Ops, épouse de Saturne, dispensatrice de la plénitude des provisions et du bien-être, était adorée dans le même temple que son époux. Elle représentait la fécondité de la terre, de qui venait toute prospérité. De là les expressions de opulenti, gens vivant dans l’opulence ; hostiæ opimæ, grasses victimes ; opima spolia, dépouilles opimes, c’est-à-dire riche et abondant butin. Ops était aussi appelée Consiva ou Opeconsiva et, comme telle, elle avait sa fête spéciale (Opiconsivia), le VIII des calendes de septembre. — Ops personnifiait quelquefois la terre, et Saturne, le ciel. — Pour Virgile, Saturne était venu du ciel en Italie
Les Saturnales étaient pour les Romains une représentation des heureux temps de la domination de Saturne et en même temps une fête de réjouissance et d’actions de grâces après les récoltes de l’année. Au commencement du grand jour de la fête, on allumait dans le temple un grand nombre de cierges. Puis on offrait un sacrifice au dieu et on déliait ses pieds.

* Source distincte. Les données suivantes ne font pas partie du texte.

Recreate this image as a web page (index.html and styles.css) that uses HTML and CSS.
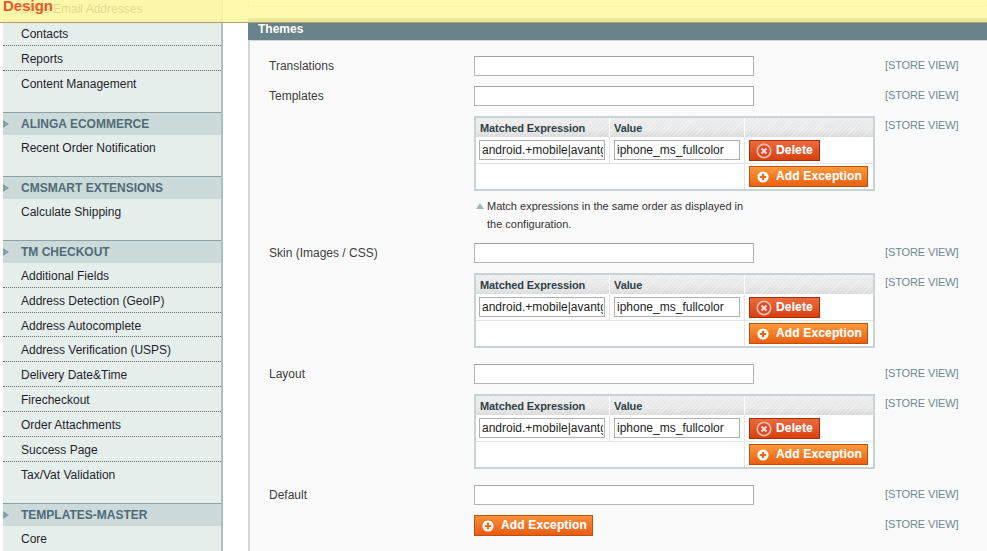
FILE: index.html
```html
<!DOCTYPE html>
<html lang="en">
<head>
<meta charset="utf-8">
<title>Design</title>
<link rel="stylesheet" href="styles.css">
</head>
<body>
<svg class="defs" width="0" height="0" aria-hidden="true">
  <symbol id="plus" viewBox="0 0 12 12"><circle cx="6" cy="6" r="5.6" fill="#fff"/><path d="M6 2.8v6.4M2.8 6h6.4" stroke="#ee6a1c" stroke-width="2.2"/></symbol>
  <symbol id="cross" viewBox="0 0 16 16"><circle cx="8" cy="8" r="7.6" fill="#f5b9a4"/><circle cx="8" cy="8" r="5.8" fill="#d8492a"/><path d="M5.5 5.5l5 5M10.5 5.5l-5 5" stroke="#fbd9cd" stroke-width="2.2"/></symbol>
</svg>
<div class="sticky">
  <span class="sticky-title">Design</span>
</div>
<div class="page">
  <nav class="sidebar">
    <div class="section section-first">
      <a class="item">Store Email Addresses</a>
      <a class="item">Contacts</a>
      <a class="item">Reports</a>
      <a class="item">Content Management</a>
    </div>
    <div class="section">
      <h3 class="head">ALINGA ECOMMERCE</h3>
      <a class="item">Recent Order Notification</a>
    </div>
    <div class="section">
      <h3 class="head">CMSMART EXTENSIONS</h3>
      <a class="item">Calculate Shipping</a>
    </div>
    <div class="section">
      <h3 class="head">TM CHECKOUT</h3>
      <a class="item">Additional Fields</a>
      <a class="item">Address Detection (GeoIP)</a>
      <a class="item">Address Autocomplete</a>
      <a class="item">Address Verification (USPS)</a>
      <a class="item">Delivery Date&amp;Time</a>
      <a class="item">Firecheckout</a>
      <a class="item">Order Attachments</a>
      <a class="item">Success Page</a>
      <a class="item">Tax/Vat Validation</a>
    </div>
    <div class="section">
      <h3 class="head">TEMPLATES-MASTER</h3>
      <a class="item">Core</a>
    </div>
  </nav>
  <main class="main">
    <div class="prev-panel"></div>
    <h2 class="panel-head">Themes</h2>
    <div class="panel-body">
      <div class="row">
        <label class="lbl">Translations</label>
        <input class="field" type="text">
        <span class="scope">[STORE VIEW]</span>
      </div>
      <div class="row">
        <label class="lbl">Templates</label>
        <input class="field" type="text">
        <span class="scope">[STORE VIEW]</span>
      </div>
      <div class="row">
        <span class="lbl"></span>
        <div class="value">
          <table class="ex">
            <thead><tr><th>Matched Expression</th><th>Value</th><th></th></tr></thead>
            <tbody>
              <tr>
                <td><input class="cell" type="text" value="android.+mobile|avantgo|bada"></td>
                <td><input class="cell" type="text" value="iphone_ms_fullcolor"></td>
                <td><button class="btn btn-del"><svg class="ico-del"><use href="#cross"/></svg>Delete</button></td>
              </tr>
              <tr>
                <td colspan="2"></td>
                <td><button class="btn btn-add"><svg class="ico"><use href="#plus"/></svg>Add Exception</button></td>
              </tr>
            </tbody>
          </table>
          <p class="note">Match expressions in the same order as displayed in the configuration.</p>
        </div>
        <span class="scope">[STORE VIEW]</span>
      </div>
      <div class="row">
        <label class="lbl">Skin (Images / CSS)</label>
        <input class="field" type="text">
        <span class="scope">[STORE VIEW]</span>
      </div>
      <div class="row row-gap">
        <span class="lbl"></span>
        <div class="value">
          <table class="ex">
            <thead><tr><th>Matched Expression</th><th>Value</th><th></th></tr></thead>
            <tbody>
              <tr>
                <td><input class="cell" type="text" value="android.+mobile|avantgo|bada"></td>
                <td><input class="cell" type="text" value="iphone_ms_fullcolor"></td>
                <td><button class="btn btn-del"><svg class="ico-del"><use href="#cross"/></svg>Delete</button></td>
              </tr>
              <tr>
                <td colspan="2"></td>
                <td><button class="btn btn-add"><svg class="ico"><use href="#plus"/></svg>Add Exception</button></td>
              </tr>
            </tbody>
          </table>
        </div>
        <span class="scope">[STORE VIEW]</span>
      </div>
      <div class="row">
        <label class="lbl">Layout</label>
        <input class="field" type="text">
        <span class="scope">[STORE VIEW]</span>
      </div>
      <div class="row row-gap">
        <span class="lbl"></span>
        <div class="value">
          <table class="ex">
            <thead><tr><th>Matched Expression</th><th>Value</th><th></th></tr></thead>
            <tbody>
              <tr>
                <td><input class="cell" type="text" value="android.+mobile|avantgo|bada"></td>
                <td><input class="cell" type="text" value="iphone_ms_fullcolor"></td>
                <td><button class="btn btn-del"><svg class="ico-del"><use href="#cross"/></svg>Delete</button></td>
              </tr>
              <tr>
                <td colspan="2"></td>
                <td><button class="btn btn-add"><svg class="ico"><use href="#plus"/></svg>Add Exception</button></td>
              </tr>
            </tbody>
          </table>
        </div>
        <span class="scope">[STORE VIEW]</span>
      </div>
      <div class="row">
        <label class="lbl">Default</label>
        <input class="field" type="text">
        <span class="scope">[STORE VIEW]</span>
      </div>
      <div class="row">
        <span class="lbl"></span>
        <div class="value"><button class="btn btn-add btn-solo"><svg class="ico"><use href="#plus"/></svg>Add Exception</button></div>
        <span class="scope">[STORE VIEW]</span>
      </div>
    </div>
  </main>
</div>
</body>
</html>
```

FILE: styles.css
```css
* { box-sizing: border-box; }
html, body { margin: 0; padding: 0; height: 100%; overflow: hidden; background: #fff; }
body { font-family: "Liberation Sans", Arial, sans-serif; font-size: 12px; color: #2f2f2f; }
.defs { position: absolute; }

.sticky {
  position: absolute; top: 0; left: 0; right: 0; height: 23px; z-index: 5;
  background: rgba(255, 248, 160, .86);
  border-bottom: 1px solid #aca268;
}
.sticky-title {
  position: absolute; left: 3px; top: -3px;
  font-size: 15px; line-height: 18px; font-weight: bold; color: #eb5b2c;
}

.page { display: flex; margin-top: -4px; height: 555px; }

.sidebar {
  flex: none; width: 220px; margin-left: 3px; height: 100%;
  background: #e6eeec; border-right: 2px solid #afbfc0;
}
.section { padding-bottom: 16px; }
.head {
  margin: 0; height: 23px; padding-left: 18px;
  border-top: 1px solid #8ca0a6; background: #cddada;
  font-size: 12px; line-height: 22px; font-weight: bold; color: #4f6b78;
  position: relative;
}
.head::before {
  content: ""; position: absolute; left: 0; top: 7px;
  border-left: 6px solid #8a9da3; border-top: 4px solid transparent; border-bottom: 4px solid transparent;
}
.item {
  display: block; height: 24.94px; padding-left: 18px;
  font-size: 12px; line-height: 26px; color: #1f1f2a;
  border-bottom: 1px dotted #666;
}
.item:last-child { border-bottom: 0; }

.main { flex: 1; min-width: 0; margin-left: 25px; }
.prev-panel { height: 11px; border: 1px solid #e3e3e3; border-top: 0; background: #fafafa; }
.panel-head {
  margin: 11px 0 0; height: 22px; padding-left: 10px;
  background: #6a8289; color: #fff;
  font-size: 12px; line-height: 22px; font-weight: bold;
}
.panel-body {
  padding: 15px 0 0 19px; height: 520px;
  background: #fafafa; border-top: 1px solid #d6d6d6; border-left: 2px solid #d6d6d6;
}
.row { display: grid; grid-template-columns: 205px 411px 1fr; min-height: 20px; margin-bottom: 10px; }
.row-gap { margin-bottom: 16px; }
.lbl { font-size: 12px; line-height: 20px; color: #3d3d3d; }
.field { width: 280px; height: 20px; margin: 0; padding: 2px; background: #fff; border: 1px solid #b4b4b4; border-top-color: #a4a4a4; }
.scope { font-size: 11px; line-height: 19px; color: #6f8992; letter-spacing: -.12px; }

.value { min-width: 0; }
.ex {
  display: table; width: 401px; table-layout: fixed; border-collapse: separate; border-spacing: 0;
  border: 2px solid #c9d2d5; background: #fff;
}
.ex th {
  height: 19px; padding: 1px 0 0 4px; text-align: left;
  font-size: 11px; line-height: 18px; font-weight: bold; color: #2f3f47; letter-spacing: -.1px;
  border-right: 1px solid #fff;
  background:
    repeating-linear-gradient(135deg, rgba(255,255,255,.3) 0 1px, rgba(255,255,255,0) 1px 3px),
    linear-gradient(#ececec 0, #e8e8e8 60%, #d9d9d9 100%);
}
.ex th:first-child { width: 134px; }
.ex th:nth-child(2) { width: 135px; }
.ex th:last-child { border-right: 0; }
.ex td { height: 27px; padding: 3px 4px 0; border-right: 1px solid #e2e6e7; border-bottom: 1px solid #e2e6e7; vertical-align: top; }
.ex td:first-child { padding-left: 3px; }
.ex td:last-child { border-right: 0; }
.ex tr:last-child td { height: 25px; padding-top: 2px; border-bottom: 0; }
.cell {
  display: block; width: 126px; height: 20px; margin: 0; padding: 0 1px 0 2px;
  font: 12px/18px "Liberation Sans", Arial, sans-serif; color: #222;
  background: #fff; border: 1px solid #b0b0b0;
}
.btn {
  display: flex; align-items: center; height: 21px; margin: 0; padding: 0;
  font: bold 12px/19px "Liberation Sans", Arial, sans-serif; color: #fff; letter-spacing: .15px;
  text-shadow: 0 0 1px rgba(255,255,255,.35);
}
.btn-del {
  width: 71px; padding-left: 6px;
  background: linear-gradient(#ea6b3f, #d9400f); border: 1px solid #a82c05;
}
.btn-add {
  width: 119px; padding-left: 7px;
  background: linear-gradient(#fb9a3c, #ec5f10); border: 1px solid #c0500e;
}
.btn-solo { background: linear-gradient(#f8903a, #e95c12); }
.ico { width: 12px; height: 12px; margin-right: 7px; flex: none; }
.ico-del { width: 16px; height: 16px; margin-right: 4px; flex: none; }
.note {
  position: relative; width: 272px; margin: 6px 0 0; padding-left: 13px;
  font-size: 11px; line-height: 18px; color: #333;
}
.note::before {
  content: ""; position: absolute; left: 2px; top: 6px;
  border-bottom: 6px solid #a5b3b8; border-left: 4px solid transparent; border-right: 4px solid transparent;
}
```
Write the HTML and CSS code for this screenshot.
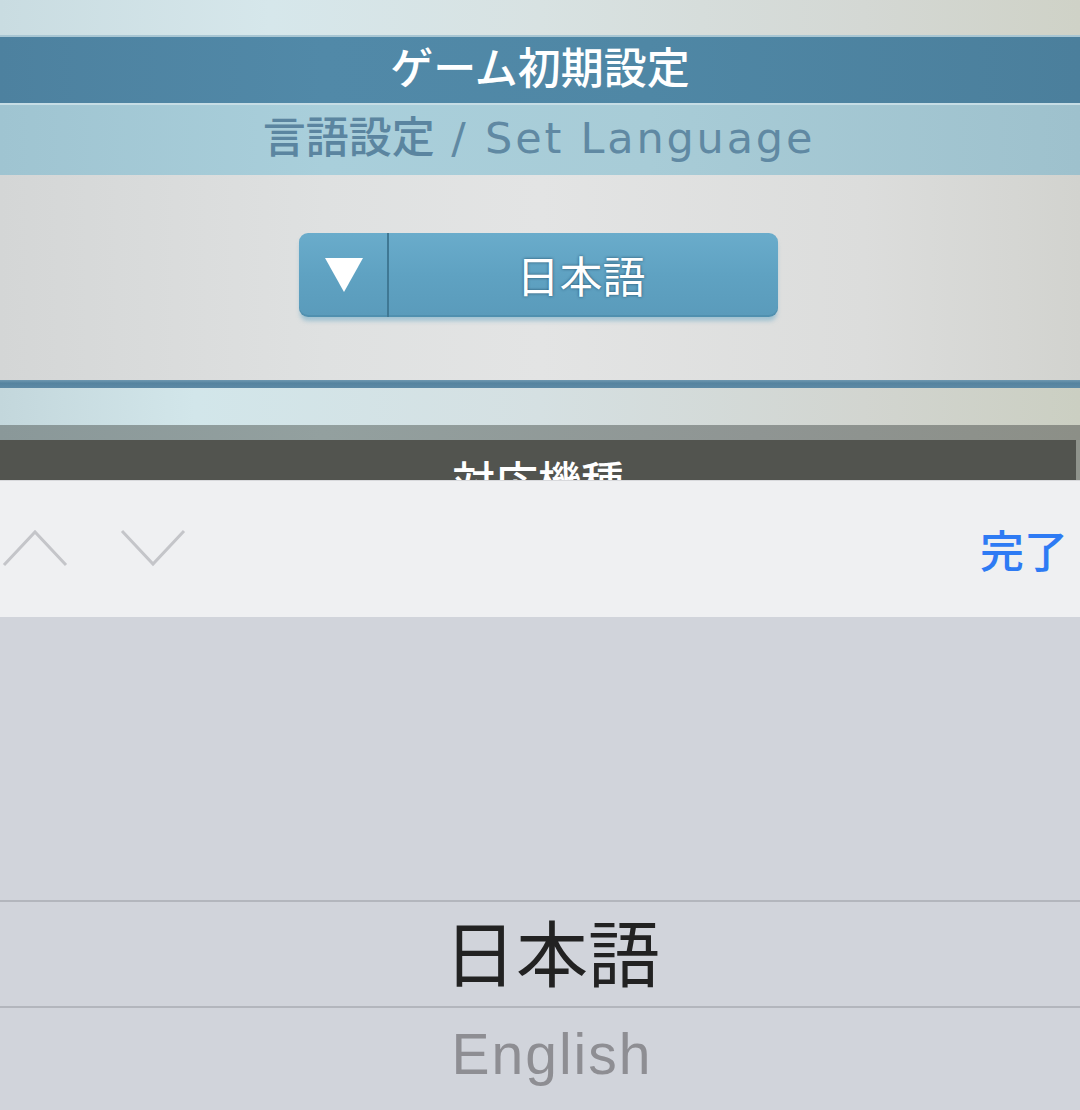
FILE: index.html
```html
<!DOCTYPE html>
<html lang="ja">
<head>
<meta charset="utf-8">
<title>ゲーム初期設定</title>
<link rel="stylesheet" href="styles.css">
</head>
<body>
<div class="page">
  <div class="top-band"></div>
  <div class="title-bar">ゲーム初期設定</div>
  <div class="sub-bar"><span class="sub-ja">言語設定</span><span class="sub-en"> / Set Language</span></div>
  <div class="content">
    <div class="select-btn">
      <div class="select-arrow"><span class="tri"></span></div>
      <div class="select-label">日本語</div>
    </div>
  </div>
  <div class="rule"></div>
  <div class="band2"></div>
  <div class="grey-band"></div>
  <div class="dark-band"><div class="dark-inner">対応機種</div></div>
</div>
<div class="toolbar">
  <div class="nav">
    <svg class="chev" width="66" height="40" viewBox="0 0 66 40"><polyline points="2,37 33,4 64,37" fill="none" stroke="#c4c5c9" stroke-width="3"/></svg>
    <svg class="chev" width="66" height="40" viewBox="0 0 66 40"><polyline points="2,3 33,36 64,3" fill="none" stroke="#c4c5c9" stroke-width="3"/></svg>
  </div>
  <div class="done">完了</div>
</div>
<div class="picker">
  <div class="picker-row selected">日本語</div>
  <div class="picker-row other">English</div>
</div>
</body>
</html>
```
FILE: styles.css
```css
html, body {
  margin: 0;
  padding: 0;
}
body {
  width: 1080px;
  height: 1110px;
  overflow: hidden;
  font-family: "Noto Sans CJK JP", "Noto Sans", sans-serif;
  background: #d1d4db;
}
.top-band {
  height: 35px;
  background: linear-gradient(90deg, #c9dce1 0%, #d6e7eb 25%, #d8e2e2 50%, #d4d8d4 80%, #cfd2c7 100%);
}
.title-bar {
  height: 66px;
  border-top: 2px solid #a8c6d3;
  background: linear-gradient(90deg, #4d819f 0%, #5189a8 30%, #4f87a5 60%, #4b7f9c 100%);
  color: #ffffff;
  font-size: 43px;
  font-weight: 500;
  line-height: 56px;
  text-align: center;
}
.sub-bar {
  height: 70px;
  border-top: 2px solid #c6dde5;
  background: linear-gradient(90deg, #9fc4d1 0%, #a9cfdb 30%, #a8ccd7 60%, #9ec1cd 100%);
  color: #5b85a0;
  line-height: 58px;
  text-align: center;
  padding-right: 2px;
}
.sub-ja {
  font-family: "Noto Sans CJK JP", sans-serif;
  font-size: 43px;
  font-weight: 500;
}
.sub-en {
  font-family: "DejaVu Sans", sans-serif;
  font-size: 43px;
  font-weight: 400;
  letter-spacing: 2.8px;
  color: #6089a3;
}
.content {
  height: 205px;
  background: linear-gradient(90deg, #d4d6d6 0%, #dfe1e1 30%, #e3e4e4 50%, #dcdddc 80%, #d2d3cf 100%);
  display: flex;
  justify-content: center;
  align-items: flex-start;
}
.select-btn {
  margin-top: 58px;
  margin-left: -4px;
  width: 479px;
  height: 84px;
  border-radius: 9px;
  background: linear-gradient(180deg, #6aaccb 0%, #5fa2c2 50%, #5a9bbb 100%);
  box-shadow: 0 5px 4px -1px rgba(120, 175, 200, 0.6), inset 0 -2px 0 rgba(60, 120, 150, 0.3);
  display: flex;
}
.select-arrow {
  width: 88px;
  border-right: 2px solid #3f7894;
  display: flex;
  justify-content: center;
  align-items: center;
}
.tri {
  width: 0;
  height: 0;
  border-left: 19px solid transparent;
  border-right: 19px solid transparent;
  border-top: 34px solid #ffffff;
  margin-left: 3px;
}
.select-label {
  flex: 1;
  display: flex;
  justify-content: center;
  align-items: center;
  color: #ffffff;
  font-size: 43px;
  font-weight: 400;
  text-shadow: 0 0 3px rgba(30, 70, 95, 0.9);
  padding-bottom: 2px;
  padding-right: 4px;
}
.rule {
  height: 8px;
  background: linear-gradient(180deg, #6f98b0 0%, #55839f 40%, #5e8aa5 100%);
}
.band2 {
  height: 37px;
  background: linear-gradient(90deg, #c3d7dc 0%, #d2e6ea 18%, #d5e0e2 50%, #d2d5d0 80%, #cbcfc2 100%);
}
.grey-band {
  height: 15px;
  background: linear-gradient(90deg, #8a9899 0%, #93a09f 30%, #8f9593 70%, #8c8f87 100%);
}
.dark-band {
  height: 40px;
  background: #8f938c;
  overflow: hidden;
  display: flex;
}
.dark-inner {
  width: 1076px;
  height: 40px;
  background: #52544f;
  color: #ffffff;
  font-size: 43px;
  font-weight: 500;
  text-align: center;
  line-height: 78px;
}
.toolbar {
  height: 137px;
  background: #eff0f2;
  display: flex;
  align-items: center;
  justify-content: space-between;
  box-sizing: border-box;
  border-top: 1px solid #d8d9dc;
}
.nav {
  display: flex;
  gap: 52px;
  margin-left: 2px;
  margin-top: -2px;
}
.chev {
  display: block;
}
.done {
  color: #2e7bf4;
  font-size: 44px;
  font-weight: 500;
  margin-right: 12px;
}
.picker {
  height: 493px;
  background: #d1d4db;
  box-sizing: border-box;
  padding-top: 283px;
}
.picker-row {
  height: 108px;
  display: flex;
  justify-content: center;
  align-items: center;
}
.selected {
  border-top: 2px solid #b3b6bd;
  border-bottom: 2px solid #b3b6bd;
  box-sizing: border-box;
  color: #222222;
  font-size: 72px;
  font-weight: 400;
  padding-left: 24px;
  padding-bottom: 9px;
}
.other {
  color: #8e8e93;
  font-family: "Liberation Sans", "Noto Sans", sans-serif;
  font-size: 57px;
  letter-spacing: 2px;
  align-items: flex-start;
  padding-top: 13px;
  padding-left: 24px;
  box-sizing: border-box;
}
```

Alors éclatait la joie générale, image des temps fortunés où il n’y avait ni maîtres ni esclaves. Toutes les affaires étaient suspendues, même dans la maison. Un banquet avait lieu près du temple de Saturne. — Les esclaves pouvaient alors porter la toge et se couvrir la tête en signe de liberté. Les maîtres ne leur imposaient aucun service. Il y avait même des repas où, revêtus non de la toge, mais de la synthesis, vêtement des festins, ils servaient leurs esclaves, qui pouvaient se permettre les plus libres propos (protervi sales). Les prisonniers eux-mêmes jouissaient à ce moment d’une certaine liberté. De toute part on se faisait des cadeaux. Les clients en particulier offraient à leurs patrons des cierges consacrés à Saturne. Les cadeaux étaient souvent des sigilla ou petites images des dieux, également consacrées, ou des oscilla petites figurines avec lesquelles on aimait à réjouir les enfants. Ceux qui se rencontraient, s’abordaient en disant : lo, bona Saturnalia, ce qui s’appelait Saturnalia clamare.
Comme le donnerait à entendre une des traditions sur l’origine des Saturnales, comme le confirmerait une autre tradition rapportée par Macrobe, relative à l’histoire des Compitales, et selon la propre opinion de cet auteur, il est probable que ces sigilla et ces oscilla rappellent de vrais sacrifices humains, qui auraient eu lieu dans des temps plus anciens. Bien alors ne saurait mieux faire sentir l’immense différence qu’il y avait entre le Saturne oriental et le Saturne romain et, si l’on doit admettre entre eux une filiation, l’énorme transformation qu’aurait subie celui-là en devenant celui-ci. — D’autre part, comme le dit Preller, le Saturne romain a fini par se confondre avec le Kronos grec, émigré en Italie. « A partir d’Ennius, dit-il ailleurs, Saturne se confondit avec le Kronos grec, Ops avec Rhéa ; Saturne devint peu à peu le symbole de l’éternité, tandis qu’Ops, adorée au Capitole comme la mère de Jupiter, était regardée comme une des plus puissantes déités. » — L’histoire du dieu Saturne semble fort complexe. Il faudrait y distinguer : 1° le Saturne chaldéen ou Adar, avec ses phases diverses ; 2° le Saturne grec, désigné d’abord par le nom de Κρόνος, qui viendrait peut-être de κραίνω signifiant accomplir, achever, commander, gouverner, et de la même racine que le latin creo, le sanscrit kri, faire (d’après le Greek-english Lexicon, Oxford, 1883) ; puis par le nom de Χρόνος temps ; 3° le Saturne romain ; et enfin le Saturne gréco-romain.
Macrobe dit qu’à l’origine la fête ne durait qu’un jour, et il appuie fortement cette opinion, tout en reconnaissant que d’anciens auteurs alléguaient qu’elle durait 7 jours, chiffre qui peut s’expliquer, si l’on rattache au grand jour des Saturnales soit deux jours de préparation qui l’auraient précédéb, soit plusieurs autres fêtes qui, comme nous allons le voir, suivaient les Saturnales proprement dites, s’y reliaient plus ou moins étroitement et, en partie, étaient aussi fort anciennes.
b – C’était particulièrement dans ces deux jours que l’on se donnait les sigilla et les oscilla.
Avant Jules César, le grand jour des Saturnales était en tout cas le XIV avant les calendes de janvier, soit le 19 décembre. Mais César, dans sa célèbre réforme du calendrier, ajouta deux jours au mois de décembre, ce qui fit que le 19 de ce mois devint le XVI des calendes de janvier. Il en résulta de la confusion dans la célébration du grand jour, les uns maintenant le XIV et les autres faisant la fête un autre quantième. Aussi l’empereur Auguste décida-t-il que dorénavant les Saturnales dureraient 3 jours, du XVI au XIV, le grand jour étant le XIV et étant appelé, du nom de Ops, le jour des Opales.